Recover a container image from the kubelet cache
ποΈ Date: 2024-03-20 Β· πΊοΈ Word count: 1313 Β· β±οΈ Reading time: 7 MinuteOne time I was in the akward situation where some container images were deleted by mistake from the registry by a bugged automation script. As expected, most of the images were pretty old and couldn’t be rebuilt (offline repositories, broken links, etc.).
The containers running those images were still safe as long as their image was in the local kubelet cache of the kubernetes worker node. So, the mission was to recover the images from the node cache and restore them to the remote registry.

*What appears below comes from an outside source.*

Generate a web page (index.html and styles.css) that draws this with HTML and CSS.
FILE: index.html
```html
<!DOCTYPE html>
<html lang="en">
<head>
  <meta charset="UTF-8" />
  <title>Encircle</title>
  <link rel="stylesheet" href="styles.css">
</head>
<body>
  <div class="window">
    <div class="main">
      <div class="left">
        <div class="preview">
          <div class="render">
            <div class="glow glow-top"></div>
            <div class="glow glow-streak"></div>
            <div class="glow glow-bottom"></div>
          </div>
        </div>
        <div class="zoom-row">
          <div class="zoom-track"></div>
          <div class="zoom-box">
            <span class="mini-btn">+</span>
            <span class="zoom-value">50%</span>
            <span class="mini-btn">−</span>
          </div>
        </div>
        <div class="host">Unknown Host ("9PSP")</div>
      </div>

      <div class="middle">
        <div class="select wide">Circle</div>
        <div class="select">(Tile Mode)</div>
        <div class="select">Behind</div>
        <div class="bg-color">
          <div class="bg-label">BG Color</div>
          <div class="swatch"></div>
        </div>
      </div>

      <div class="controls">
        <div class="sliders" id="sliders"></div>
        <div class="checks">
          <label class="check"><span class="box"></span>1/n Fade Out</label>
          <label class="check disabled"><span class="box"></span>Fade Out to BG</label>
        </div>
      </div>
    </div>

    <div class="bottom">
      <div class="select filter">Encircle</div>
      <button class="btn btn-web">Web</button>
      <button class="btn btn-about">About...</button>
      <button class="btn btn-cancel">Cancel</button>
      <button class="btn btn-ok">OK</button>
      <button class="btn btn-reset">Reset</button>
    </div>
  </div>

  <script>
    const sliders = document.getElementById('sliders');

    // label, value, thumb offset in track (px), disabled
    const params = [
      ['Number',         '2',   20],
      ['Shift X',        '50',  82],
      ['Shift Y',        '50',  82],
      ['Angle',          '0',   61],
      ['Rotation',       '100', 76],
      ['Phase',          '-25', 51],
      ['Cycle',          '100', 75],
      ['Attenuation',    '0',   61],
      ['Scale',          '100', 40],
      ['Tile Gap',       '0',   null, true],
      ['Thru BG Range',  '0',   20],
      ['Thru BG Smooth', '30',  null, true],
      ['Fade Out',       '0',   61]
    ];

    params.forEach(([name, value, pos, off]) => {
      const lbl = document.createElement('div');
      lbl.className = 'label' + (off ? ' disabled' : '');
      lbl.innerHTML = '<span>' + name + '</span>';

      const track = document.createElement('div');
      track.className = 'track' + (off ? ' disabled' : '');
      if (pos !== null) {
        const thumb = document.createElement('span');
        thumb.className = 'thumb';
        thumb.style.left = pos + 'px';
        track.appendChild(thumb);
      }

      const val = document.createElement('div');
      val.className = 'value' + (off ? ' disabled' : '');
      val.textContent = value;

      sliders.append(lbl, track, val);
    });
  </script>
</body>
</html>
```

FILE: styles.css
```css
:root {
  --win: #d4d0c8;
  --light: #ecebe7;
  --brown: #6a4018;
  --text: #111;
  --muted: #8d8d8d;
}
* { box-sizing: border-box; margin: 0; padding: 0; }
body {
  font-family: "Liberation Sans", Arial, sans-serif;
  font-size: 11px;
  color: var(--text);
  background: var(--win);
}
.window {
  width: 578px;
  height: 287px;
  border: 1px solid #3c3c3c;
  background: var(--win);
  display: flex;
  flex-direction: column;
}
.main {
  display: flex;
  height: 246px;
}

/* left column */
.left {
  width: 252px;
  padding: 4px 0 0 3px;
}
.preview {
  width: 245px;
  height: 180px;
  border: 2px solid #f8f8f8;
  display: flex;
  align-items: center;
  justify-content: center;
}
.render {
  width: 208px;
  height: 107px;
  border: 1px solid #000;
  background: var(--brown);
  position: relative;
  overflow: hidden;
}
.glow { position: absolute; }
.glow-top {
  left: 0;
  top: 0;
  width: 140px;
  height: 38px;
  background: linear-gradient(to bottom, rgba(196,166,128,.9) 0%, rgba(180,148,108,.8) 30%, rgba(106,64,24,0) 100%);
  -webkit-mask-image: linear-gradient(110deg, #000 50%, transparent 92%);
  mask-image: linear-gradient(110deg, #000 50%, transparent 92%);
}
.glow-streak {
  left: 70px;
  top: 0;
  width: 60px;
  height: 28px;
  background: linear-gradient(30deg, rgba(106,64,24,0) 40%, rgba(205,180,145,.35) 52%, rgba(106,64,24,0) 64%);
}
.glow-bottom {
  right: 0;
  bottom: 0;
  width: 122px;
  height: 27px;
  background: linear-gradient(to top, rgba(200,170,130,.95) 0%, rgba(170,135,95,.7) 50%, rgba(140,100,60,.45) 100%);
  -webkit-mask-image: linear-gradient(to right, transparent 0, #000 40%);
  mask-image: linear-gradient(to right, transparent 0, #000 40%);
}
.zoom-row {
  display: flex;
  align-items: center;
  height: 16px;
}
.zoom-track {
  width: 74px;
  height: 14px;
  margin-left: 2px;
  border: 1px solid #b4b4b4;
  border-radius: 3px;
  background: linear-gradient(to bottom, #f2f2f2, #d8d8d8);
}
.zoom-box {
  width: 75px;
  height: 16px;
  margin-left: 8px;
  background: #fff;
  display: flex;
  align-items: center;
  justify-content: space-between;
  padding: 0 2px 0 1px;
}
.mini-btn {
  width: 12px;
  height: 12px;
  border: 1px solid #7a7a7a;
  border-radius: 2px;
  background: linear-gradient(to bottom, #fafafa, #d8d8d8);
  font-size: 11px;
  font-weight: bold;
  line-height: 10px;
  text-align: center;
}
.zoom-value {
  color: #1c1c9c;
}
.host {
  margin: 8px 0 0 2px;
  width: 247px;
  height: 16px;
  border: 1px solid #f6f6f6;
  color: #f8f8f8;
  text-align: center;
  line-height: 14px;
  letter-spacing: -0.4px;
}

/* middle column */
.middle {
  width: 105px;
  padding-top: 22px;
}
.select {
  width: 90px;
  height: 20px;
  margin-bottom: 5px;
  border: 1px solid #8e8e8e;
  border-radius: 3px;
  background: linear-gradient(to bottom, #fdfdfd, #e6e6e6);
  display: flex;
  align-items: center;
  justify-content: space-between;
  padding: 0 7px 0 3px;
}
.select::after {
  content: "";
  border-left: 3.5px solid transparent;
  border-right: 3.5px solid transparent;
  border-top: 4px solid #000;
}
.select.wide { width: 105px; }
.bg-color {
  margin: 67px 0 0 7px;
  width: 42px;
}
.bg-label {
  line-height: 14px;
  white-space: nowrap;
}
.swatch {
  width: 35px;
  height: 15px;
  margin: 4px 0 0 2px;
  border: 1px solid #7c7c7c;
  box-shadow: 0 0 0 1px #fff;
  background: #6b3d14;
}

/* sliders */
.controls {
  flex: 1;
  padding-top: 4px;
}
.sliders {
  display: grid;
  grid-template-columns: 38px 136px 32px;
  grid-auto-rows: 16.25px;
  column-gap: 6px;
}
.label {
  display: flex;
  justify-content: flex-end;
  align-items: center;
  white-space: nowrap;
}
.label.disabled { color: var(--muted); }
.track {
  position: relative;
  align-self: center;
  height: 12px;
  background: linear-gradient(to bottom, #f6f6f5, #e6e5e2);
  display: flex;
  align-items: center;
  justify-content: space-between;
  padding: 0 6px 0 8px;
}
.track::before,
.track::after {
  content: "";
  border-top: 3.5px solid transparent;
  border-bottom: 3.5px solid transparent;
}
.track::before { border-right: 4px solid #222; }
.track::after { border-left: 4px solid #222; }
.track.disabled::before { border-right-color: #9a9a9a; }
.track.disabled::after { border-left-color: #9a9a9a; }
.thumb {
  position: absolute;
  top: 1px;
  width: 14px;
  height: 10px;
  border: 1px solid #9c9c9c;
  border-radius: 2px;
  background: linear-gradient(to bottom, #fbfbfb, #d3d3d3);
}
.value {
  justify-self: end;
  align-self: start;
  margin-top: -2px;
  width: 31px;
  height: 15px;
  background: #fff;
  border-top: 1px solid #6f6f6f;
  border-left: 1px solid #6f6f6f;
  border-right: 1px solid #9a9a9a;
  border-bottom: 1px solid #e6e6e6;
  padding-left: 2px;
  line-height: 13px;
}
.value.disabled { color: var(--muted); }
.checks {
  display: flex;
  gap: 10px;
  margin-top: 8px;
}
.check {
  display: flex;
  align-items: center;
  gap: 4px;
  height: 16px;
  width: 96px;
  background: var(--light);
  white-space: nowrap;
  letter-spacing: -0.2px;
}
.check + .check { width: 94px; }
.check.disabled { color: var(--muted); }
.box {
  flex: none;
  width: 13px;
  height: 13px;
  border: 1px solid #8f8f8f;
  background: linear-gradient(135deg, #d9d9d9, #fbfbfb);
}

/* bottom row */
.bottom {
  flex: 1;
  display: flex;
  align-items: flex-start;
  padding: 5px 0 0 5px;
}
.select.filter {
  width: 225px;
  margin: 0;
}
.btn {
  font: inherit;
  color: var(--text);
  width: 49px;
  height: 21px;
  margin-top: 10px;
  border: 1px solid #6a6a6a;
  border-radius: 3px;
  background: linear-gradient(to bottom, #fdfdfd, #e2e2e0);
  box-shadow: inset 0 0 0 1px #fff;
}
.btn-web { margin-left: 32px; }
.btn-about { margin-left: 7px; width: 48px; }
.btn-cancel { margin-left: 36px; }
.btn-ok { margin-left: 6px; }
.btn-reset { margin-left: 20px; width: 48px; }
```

There are at least two ways to do it: an easy and safe one and a manual, tedious and much more interesting one. Useless to say which one I discovered first.
Let’s begin with the easy one.
Easy and safe way to recover an image
The tool crictl
is the kubernetes way to interact with the kubelet and its container and images.
If the tool is available, we can use it to export the cached image.
In this example, we will export the nginx:alpine
image.
- Identify the node that has the image in its cache, then run a privileged shell in it.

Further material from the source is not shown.